New York has passed legislation in recent years to relieve victims of trafficking. The state's safe harbor law protects children 17 and under from being charged with prostitution, and in 2009 the state passed legislation that can help human trafficking victims erase prostitution and related convictions from their criminal records.

But Trump's immigration policy raises the stakes. While the NYPD's sanctuary city policy limits cooperation with Immigration and Customs Enforcement, ICE conducts independent investigations in New York City, and can access the NYPD's fingerprint database. New Department of Homeland Security memoranda make anyone who has entered the country illegally fair game for deportation, as well as visa holders who are arrested but have not yet been convicted of a crime.

Over the past decade, the NYPD has made thousands of prostitution arrests. In 2014, there were more than 1,700. Raids on massage parlors have also spiked in recent years: 649 people, mostly Chinese and Korean women, were arrested at these parlors in 2016, a significant increase from the 38 arrested in 2012. According to Legal Aid, 91 percent of the 2016 cases were against non-citizens.

At least two people arrested at the Howard Johnson Inn on February 2nd were not US citizens, according to Mogulescu.

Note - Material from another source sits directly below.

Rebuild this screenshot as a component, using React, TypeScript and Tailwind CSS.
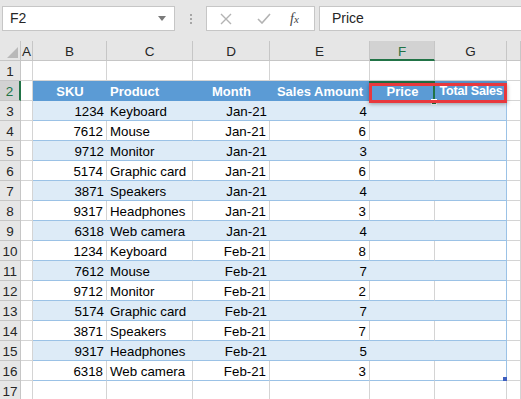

Mary Caparas is a project manager at Womankind, a nonprofit that supports victims of domestic violence and trafficking in Asian communities. She supervises advocates who work with men and women arrested during massage parlor raids. "A lot of our clients have had an exponential increase in fear, given what's gone on in the last few months," she said.

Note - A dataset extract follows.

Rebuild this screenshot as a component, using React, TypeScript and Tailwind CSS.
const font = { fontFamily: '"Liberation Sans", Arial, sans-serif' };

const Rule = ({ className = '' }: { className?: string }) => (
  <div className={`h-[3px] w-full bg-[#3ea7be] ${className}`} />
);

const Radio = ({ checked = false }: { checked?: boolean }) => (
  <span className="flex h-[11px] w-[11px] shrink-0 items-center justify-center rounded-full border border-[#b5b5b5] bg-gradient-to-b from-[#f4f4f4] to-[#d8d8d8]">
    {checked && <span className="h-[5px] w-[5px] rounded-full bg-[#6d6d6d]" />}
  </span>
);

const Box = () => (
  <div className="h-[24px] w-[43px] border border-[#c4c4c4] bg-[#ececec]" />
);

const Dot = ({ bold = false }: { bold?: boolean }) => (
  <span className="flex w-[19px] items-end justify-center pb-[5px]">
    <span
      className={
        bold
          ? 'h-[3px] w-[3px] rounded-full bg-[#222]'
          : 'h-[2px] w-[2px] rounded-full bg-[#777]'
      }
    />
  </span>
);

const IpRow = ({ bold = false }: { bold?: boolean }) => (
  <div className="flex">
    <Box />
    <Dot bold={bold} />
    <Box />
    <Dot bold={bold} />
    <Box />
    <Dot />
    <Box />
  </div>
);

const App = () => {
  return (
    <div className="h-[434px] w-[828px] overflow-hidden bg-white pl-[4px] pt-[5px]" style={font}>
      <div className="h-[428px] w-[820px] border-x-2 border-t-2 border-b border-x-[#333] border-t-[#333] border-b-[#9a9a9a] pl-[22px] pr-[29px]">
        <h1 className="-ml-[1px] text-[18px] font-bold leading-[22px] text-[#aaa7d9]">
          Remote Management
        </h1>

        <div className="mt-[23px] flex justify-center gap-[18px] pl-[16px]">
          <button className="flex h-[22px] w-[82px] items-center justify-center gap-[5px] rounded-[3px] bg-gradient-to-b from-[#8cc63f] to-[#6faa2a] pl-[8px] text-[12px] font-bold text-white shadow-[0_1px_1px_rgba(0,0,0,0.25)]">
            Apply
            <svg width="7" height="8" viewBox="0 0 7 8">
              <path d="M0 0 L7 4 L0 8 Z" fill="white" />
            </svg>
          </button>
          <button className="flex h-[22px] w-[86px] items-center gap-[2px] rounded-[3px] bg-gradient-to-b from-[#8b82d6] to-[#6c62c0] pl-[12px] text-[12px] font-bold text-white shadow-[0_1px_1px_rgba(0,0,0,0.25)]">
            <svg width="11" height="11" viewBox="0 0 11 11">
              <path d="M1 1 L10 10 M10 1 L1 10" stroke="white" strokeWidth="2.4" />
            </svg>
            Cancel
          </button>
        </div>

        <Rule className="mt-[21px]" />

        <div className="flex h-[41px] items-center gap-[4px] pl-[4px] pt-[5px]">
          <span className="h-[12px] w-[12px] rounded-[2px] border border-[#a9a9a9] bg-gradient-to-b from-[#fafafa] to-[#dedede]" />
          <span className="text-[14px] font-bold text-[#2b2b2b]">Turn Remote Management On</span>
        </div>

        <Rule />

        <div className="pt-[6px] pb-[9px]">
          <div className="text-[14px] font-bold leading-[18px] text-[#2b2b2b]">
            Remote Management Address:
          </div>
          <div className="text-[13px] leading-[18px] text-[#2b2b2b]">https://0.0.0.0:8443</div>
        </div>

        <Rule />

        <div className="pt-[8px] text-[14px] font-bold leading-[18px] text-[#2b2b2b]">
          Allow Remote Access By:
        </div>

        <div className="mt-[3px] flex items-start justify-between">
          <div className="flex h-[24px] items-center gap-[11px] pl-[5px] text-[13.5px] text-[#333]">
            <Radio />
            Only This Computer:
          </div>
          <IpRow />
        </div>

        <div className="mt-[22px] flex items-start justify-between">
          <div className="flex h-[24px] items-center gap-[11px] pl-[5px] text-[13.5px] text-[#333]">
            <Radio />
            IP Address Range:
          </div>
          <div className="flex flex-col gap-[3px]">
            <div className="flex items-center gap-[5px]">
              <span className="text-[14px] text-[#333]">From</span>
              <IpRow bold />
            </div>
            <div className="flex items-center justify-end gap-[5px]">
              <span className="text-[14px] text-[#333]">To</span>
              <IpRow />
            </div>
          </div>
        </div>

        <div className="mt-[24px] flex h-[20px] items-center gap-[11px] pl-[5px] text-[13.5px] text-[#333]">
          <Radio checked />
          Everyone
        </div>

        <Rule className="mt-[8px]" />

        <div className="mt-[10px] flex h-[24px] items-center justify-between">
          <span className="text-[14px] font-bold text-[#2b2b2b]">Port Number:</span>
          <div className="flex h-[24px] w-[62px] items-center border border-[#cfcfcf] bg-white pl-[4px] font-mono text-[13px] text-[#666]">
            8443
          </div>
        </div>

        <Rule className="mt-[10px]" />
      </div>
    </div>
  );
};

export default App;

"A reduction in arrests would be a start," Caparas added. "It's difficult to build trust when you are being handcuffed."

(Scott Heins / Gothamist)

Some of the NYPD's new anti-trafficking initiatives have yet to kick in. Commissioner O'Neill said that officers will be trained to interview potential victims "without further harming them." Roll call training is supposed to be expanded to include signs of trafficking, and the NYPD's new hotline will feature prominently in a new public awareness campaign.

"I commend them for thinking in this direction," said Crystal DeBoise, manager of the Sex Workers Project at the Urban Justice Center. "This is quite progressive for them to think that arrest is not helpful for people engaged in the sex industry."

Samuel, of Safe Horizon, said the NYPD has invited her organization on raids in years past, to offer translation services and to "try to identify those victims on the front end so that they're not being arrested."

"They have found that when we participate, the victim will be more willing to testify because they understand the officer isn't going to see them as a perpetrator," she said.

Since the first weekend in February, though, vice arrests have continued apace. Over the weekend of February 9th, Legal Aid was assigned 10 new prostitution cases (the organization is assigned the majority of new cases where the client can't afford an attorney). As of Monday morning, there were 18 new weekend cases.

Asked to comment on the arrests, a spokesperson for the NYPD said that they aligned with department protocol. "Enforcement of the law occurs in response to community complaints, 911 calls, and through the observations of officers," he said.

A few days after her night at central booking, Tanya said she was wary of confiding in the police. "They just treat everybody as a criminal," she said.

"They're not going to help us to the point of coming forward" with tips, she added. "If they're going to arrest you, what's the point?"